Als Gedächtnis der Feier fungierte am Dienstag Ortsarchivar Friedel Dejon, der zum einen beim offiziellen Teil der Feier an die Geschichte erinnerte, zum anderen im ehemaligen Bürgermeisteramt auch eine kleine Ausstellung mit Dokumenten vorbereitet hatte. Was nun die Symbolik des Nachmittags anging, würdigten die Redner – Kirrbergs Ortsvorsteher Manuel Diehl, Homburgs Bürgermeister Michael Forster, Saarpfalz-Landrat Theophil Gallo und der Bundestagsabgeordnete Markus Uhl – die Rückkehr Kirrbergs zum Saarland und den Wegfall der damaligen Grenze für Kirrberg vor allem vor dem Hintergrund des europäischen Gedankens und auch der anstehenden Europawahl. Wobei man fairerweise sagen muss, dass die Grenze vor 70 Jahren ja nicht wirklich wegfiel, sondern nur von „vor Kirrberg“ an den neuen Platz „hinter Kirrberg“ verlegt wurde. Nichts desto Trotz beschworen alle Offiziellen den Geist der Gemeinsamkeit, der hinter dem Wegfall des Schlagbaums vor 70 Jahren stehe – nicht ohne Grund, machte der symbolisch reaktivierte „Grenzübergang“ doch klar, was ein Europa der Schlagbäume heute bedeuten würde. „Unser Gedanke war, hier mit einem symbolischen Akt ein Zeichen zu setzen und einfach mal den Leuten zu zeigen, wie gut es uns geht – weil die Grenzen und Mauern in Europa gefallen sind und das wir uns in Europa frei bewegen können“, so Manuel Diehl, „das ist keine Selbstverständlichkeit.“ Ziel des Tages sei es auch, zu zeigen, dass man selbst vor Ort ein Stück weit verantwortlich sei für Europa, „dass wir selbst das Geschehen in der Hand haben.“

Während die „Zöllner“ aus den Reihen der „Freunde Kerbricher Fasenacht“ an der symbolischen Grenze ihren Dienst versahen und den Verkehr nach „Schmuggelwaren“ kontrollierten, griffen Forster, Gallo und Uhl die pro-europäischen Gedanken Diehls auf. Aber natürlich gab’s auch Lokalkolorit mit einem Augenzwinkern. „Seit die Kerbricher in Homburg sind, machen sie uns natürlich viel Freude.

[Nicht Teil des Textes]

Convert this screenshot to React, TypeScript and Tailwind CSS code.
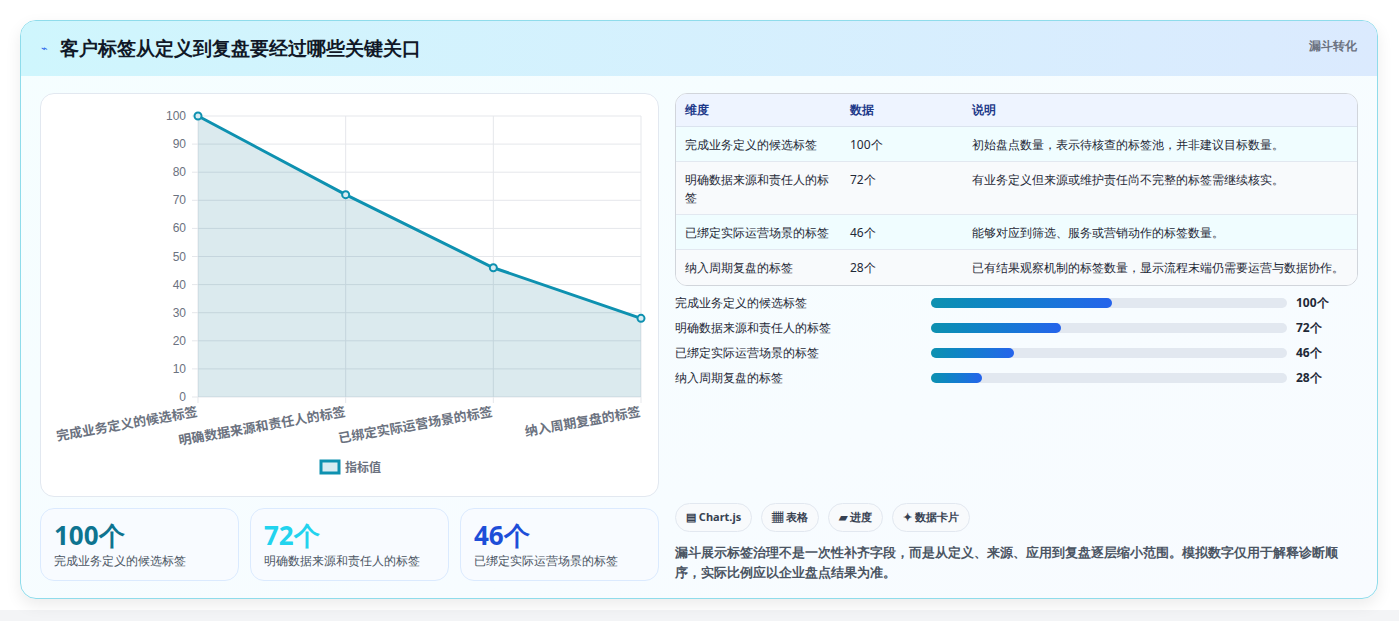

Aber das eine oder andere Mal machen sie uns auch ein bisschen Ärger und Kummer.“ Was Michael Forster damit wohl gemeint haben könnte? „Spaß bei Seite: Ich bin froh, dass Kirrberg dem Weg nach Homburg gefunden hat, wenn man weiß, dass Grenzen und Schranken wie vor 70 Jahren, zum täglichen Hindernis wurden.“ Vor diesem Hintergrund, so Forsters Überzeugung, sei es wichtig, dass ein offenes Europa ohne Grenzen weiterhin existiere. „Denn ein besserer Austausch unter den Menschen führt zu einer besseren Verständigung untereinander.“

Landrat Gallo bezeichnete den 23. April 1949 und die Rückkehr des Ortes ins Saarland als „Kerbrichs Wiedergeburt“. Er erinnerte an die 90-prozentige Zustimmung, mit dem die Kirrberger sich damals für diesen Schritt entschieden hatten. Mahnend warnte er vor der Idee eines „Europas der Nationalstaaten. Von diesem Gedanken sollten wir uns frei machen. Wir sollten an das Vereinigte Europa denken, an die Vereinigten Staaten von Europa“. Schlussredner Markus Uhl schließlich zeigte sich froh darüber, dass die Zeit der Schlagbäume in Europa überwunden sei. Dafür zu sorgen, dass diese Zeit nicht mehr zurückkomme, sei Motivation genug für die Europawahl. „Wir wollen offene Grenzen!“

Abseits so vieler europäischer Gedanken entwickelte sich, musikalisch begleitet von der Pfarrkapelle Kirrberg, ein buntes Fest. Und um der Symbolik des Nachmittags abschließend Genüge zu tun, zersägten Diehl, Forster, Gallo und Uhl am Ende des offiziellen Teils dann auch noch unter dem Motto „Kirrberg im Herzen – Europa im Sinn. 70 Jahre grenzenlos. 1949 bis 2019“ den Schlagbaum.